§ **The input**:
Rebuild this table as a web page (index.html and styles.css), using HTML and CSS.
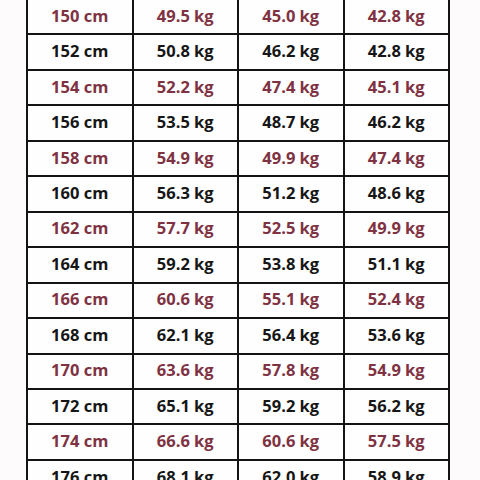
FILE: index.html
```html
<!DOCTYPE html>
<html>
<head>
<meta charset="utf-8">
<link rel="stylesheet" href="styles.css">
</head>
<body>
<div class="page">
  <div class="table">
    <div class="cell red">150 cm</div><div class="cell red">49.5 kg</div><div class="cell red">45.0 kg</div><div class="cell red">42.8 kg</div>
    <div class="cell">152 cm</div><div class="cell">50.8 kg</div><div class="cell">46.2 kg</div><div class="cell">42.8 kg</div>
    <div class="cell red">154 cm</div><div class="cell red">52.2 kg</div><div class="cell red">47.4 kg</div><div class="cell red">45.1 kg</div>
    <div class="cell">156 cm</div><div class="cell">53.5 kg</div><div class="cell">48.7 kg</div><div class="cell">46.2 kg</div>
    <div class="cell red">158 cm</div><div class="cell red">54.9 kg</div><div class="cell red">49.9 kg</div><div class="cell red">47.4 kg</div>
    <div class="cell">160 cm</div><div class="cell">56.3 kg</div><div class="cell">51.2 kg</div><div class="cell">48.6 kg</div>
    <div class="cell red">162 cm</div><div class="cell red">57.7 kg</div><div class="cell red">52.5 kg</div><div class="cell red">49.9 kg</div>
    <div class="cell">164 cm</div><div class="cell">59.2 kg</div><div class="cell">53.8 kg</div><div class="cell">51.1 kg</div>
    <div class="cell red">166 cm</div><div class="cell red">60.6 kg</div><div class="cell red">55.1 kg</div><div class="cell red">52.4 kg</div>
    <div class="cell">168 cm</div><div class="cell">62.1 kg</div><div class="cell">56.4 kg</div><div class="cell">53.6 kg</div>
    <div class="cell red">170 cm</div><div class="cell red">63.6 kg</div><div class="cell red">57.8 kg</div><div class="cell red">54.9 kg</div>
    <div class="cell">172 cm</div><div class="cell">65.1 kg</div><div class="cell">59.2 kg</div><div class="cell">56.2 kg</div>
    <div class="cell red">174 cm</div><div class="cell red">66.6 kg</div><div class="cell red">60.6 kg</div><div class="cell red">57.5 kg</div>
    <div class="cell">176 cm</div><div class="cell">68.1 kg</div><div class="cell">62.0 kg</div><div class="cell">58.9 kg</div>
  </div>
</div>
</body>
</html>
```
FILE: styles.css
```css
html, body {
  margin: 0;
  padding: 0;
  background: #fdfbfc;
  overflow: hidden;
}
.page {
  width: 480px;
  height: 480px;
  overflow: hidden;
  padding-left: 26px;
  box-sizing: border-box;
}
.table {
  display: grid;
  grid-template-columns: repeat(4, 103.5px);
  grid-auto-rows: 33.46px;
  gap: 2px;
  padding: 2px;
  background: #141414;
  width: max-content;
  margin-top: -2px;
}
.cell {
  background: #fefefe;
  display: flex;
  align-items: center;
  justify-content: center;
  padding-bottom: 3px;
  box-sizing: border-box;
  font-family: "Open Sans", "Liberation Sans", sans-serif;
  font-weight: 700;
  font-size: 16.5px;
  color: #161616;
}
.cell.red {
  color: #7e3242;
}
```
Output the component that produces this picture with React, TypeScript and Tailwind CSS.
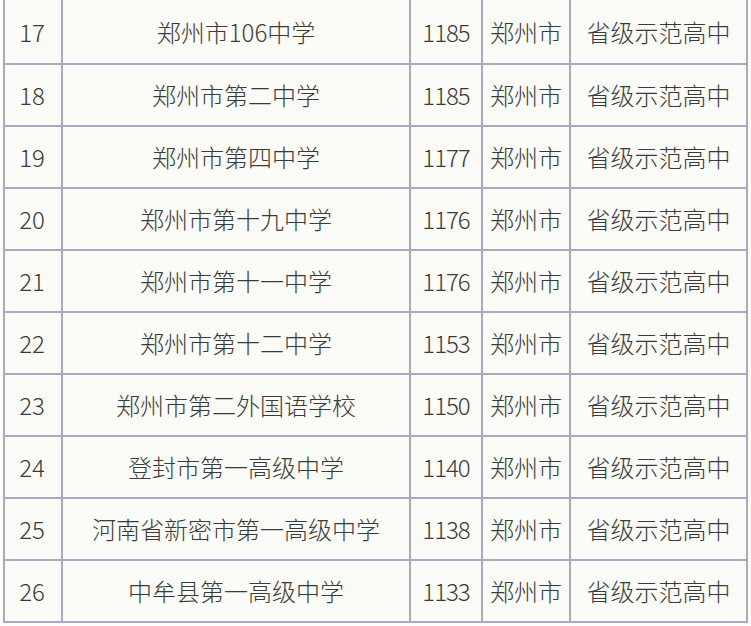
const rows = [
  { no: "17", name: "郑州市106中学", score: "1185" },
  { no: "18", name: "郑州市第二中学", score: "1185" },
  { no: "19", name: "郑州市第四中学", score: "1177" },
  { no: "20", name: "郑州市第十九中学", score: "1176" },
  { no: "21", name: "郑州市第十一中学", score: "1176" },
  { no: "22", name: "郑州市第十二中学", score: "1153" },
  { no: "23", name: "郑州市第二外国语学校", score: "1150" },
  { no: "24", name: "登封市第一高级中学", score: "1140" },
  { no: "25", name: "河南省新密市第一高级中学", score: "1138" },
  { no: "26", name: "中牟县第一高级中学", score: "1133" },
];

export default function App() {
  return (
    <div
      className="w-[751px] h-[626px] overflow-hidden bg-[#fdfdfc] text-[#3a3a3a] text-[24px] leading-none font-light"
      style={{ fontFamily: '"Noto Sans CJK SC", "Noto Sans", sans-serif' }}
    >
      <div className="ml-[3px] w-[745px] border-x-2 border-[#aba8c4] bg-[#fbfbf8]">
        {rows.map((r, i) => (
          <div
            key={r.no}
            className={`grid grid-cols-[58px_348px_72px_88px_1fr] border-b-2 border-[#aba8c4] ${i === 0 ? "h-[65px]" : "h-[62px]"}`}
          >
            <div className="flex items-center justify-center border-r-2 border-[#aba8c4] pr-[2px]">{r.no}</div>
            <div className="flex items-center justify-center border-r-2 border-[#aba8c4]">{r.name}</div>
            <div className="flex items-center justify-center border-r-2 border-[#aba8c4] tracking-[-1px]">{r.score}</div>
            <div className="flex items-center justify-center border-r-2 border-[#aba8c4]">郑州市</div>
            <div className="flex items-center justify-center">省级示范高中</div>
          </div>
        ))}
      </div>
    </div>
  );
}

---

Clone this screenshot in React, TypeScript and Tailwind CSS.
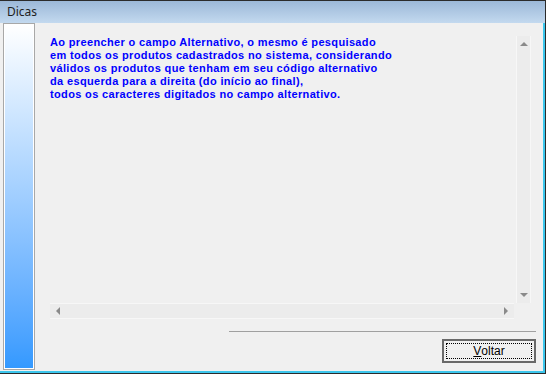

...

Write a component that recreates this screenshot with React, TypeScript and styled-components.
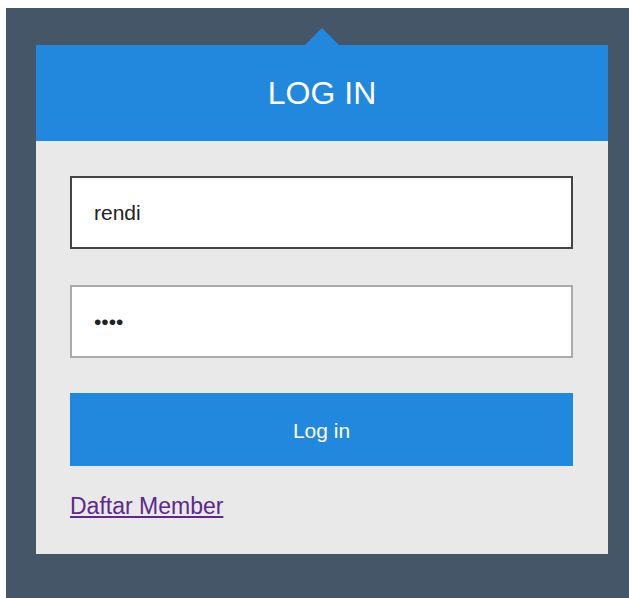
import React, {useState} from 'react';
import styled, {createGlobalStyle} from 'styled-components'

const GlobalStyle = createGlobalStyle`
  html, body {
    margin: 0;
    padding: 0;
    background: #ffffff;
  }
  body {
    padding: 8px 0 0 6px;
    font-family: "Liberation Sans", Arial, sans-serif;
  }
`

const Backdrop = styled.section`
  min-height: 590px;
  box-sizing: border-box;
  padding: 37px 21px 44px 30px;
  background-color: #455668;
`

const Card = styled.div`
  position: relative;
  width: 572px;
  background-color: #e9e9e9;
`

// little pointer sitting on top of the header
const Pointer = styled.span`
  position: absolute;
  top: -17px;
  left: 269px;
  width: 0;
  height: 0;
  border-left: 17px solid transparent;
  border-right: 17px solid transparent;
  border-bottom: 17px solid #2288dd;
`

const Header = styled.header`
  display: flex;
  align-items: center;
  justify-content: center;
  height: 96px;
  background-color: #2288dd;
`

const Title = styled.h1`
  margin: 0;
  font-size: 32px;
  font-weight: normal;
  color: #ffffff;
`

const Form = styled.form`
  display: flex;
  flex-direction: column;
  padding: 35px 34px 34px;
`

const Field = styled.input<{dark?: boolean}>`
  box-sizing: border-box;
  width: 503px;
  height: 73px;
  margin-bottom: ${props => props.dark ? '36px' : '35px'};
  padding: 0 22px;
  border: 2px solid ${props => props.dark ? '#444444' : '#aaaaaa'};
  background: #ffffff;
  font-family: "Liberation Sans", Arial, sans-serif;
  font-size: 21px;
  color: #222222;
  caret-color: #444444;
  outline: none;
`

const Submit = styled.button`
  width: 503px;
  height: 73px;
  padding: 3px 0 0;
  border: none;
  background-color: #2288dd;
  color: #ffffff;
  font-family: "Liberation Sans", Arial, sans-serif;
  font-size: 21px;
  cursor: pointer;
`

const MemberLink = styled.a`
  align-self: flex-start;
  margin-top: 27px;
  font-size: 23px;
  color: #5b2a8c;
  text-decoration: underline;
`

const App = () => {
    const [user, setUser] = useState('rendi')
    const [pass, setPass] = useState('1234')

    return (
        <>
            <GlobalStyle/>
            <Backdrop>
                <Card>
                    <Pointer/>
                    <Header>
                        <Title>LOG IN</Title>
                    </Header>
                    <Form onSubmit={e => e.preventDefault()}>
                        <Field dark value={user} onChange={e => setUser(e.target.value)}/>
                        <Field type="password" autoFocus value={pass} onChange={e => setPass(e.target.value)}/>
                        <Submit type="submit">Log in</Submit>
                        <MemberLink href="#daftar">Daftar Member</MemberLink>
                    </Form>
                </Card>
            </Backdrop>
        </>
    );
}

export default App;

§ **Problem details**: Look through the data and gather every line with the string "Tailwind" in it.

§ **Response to the exercise**:
Output the component that produces this picture with React, TypeScript and Tailwind CSS.
Clone this screenshot in React, TypeScript and Tailwind CSS.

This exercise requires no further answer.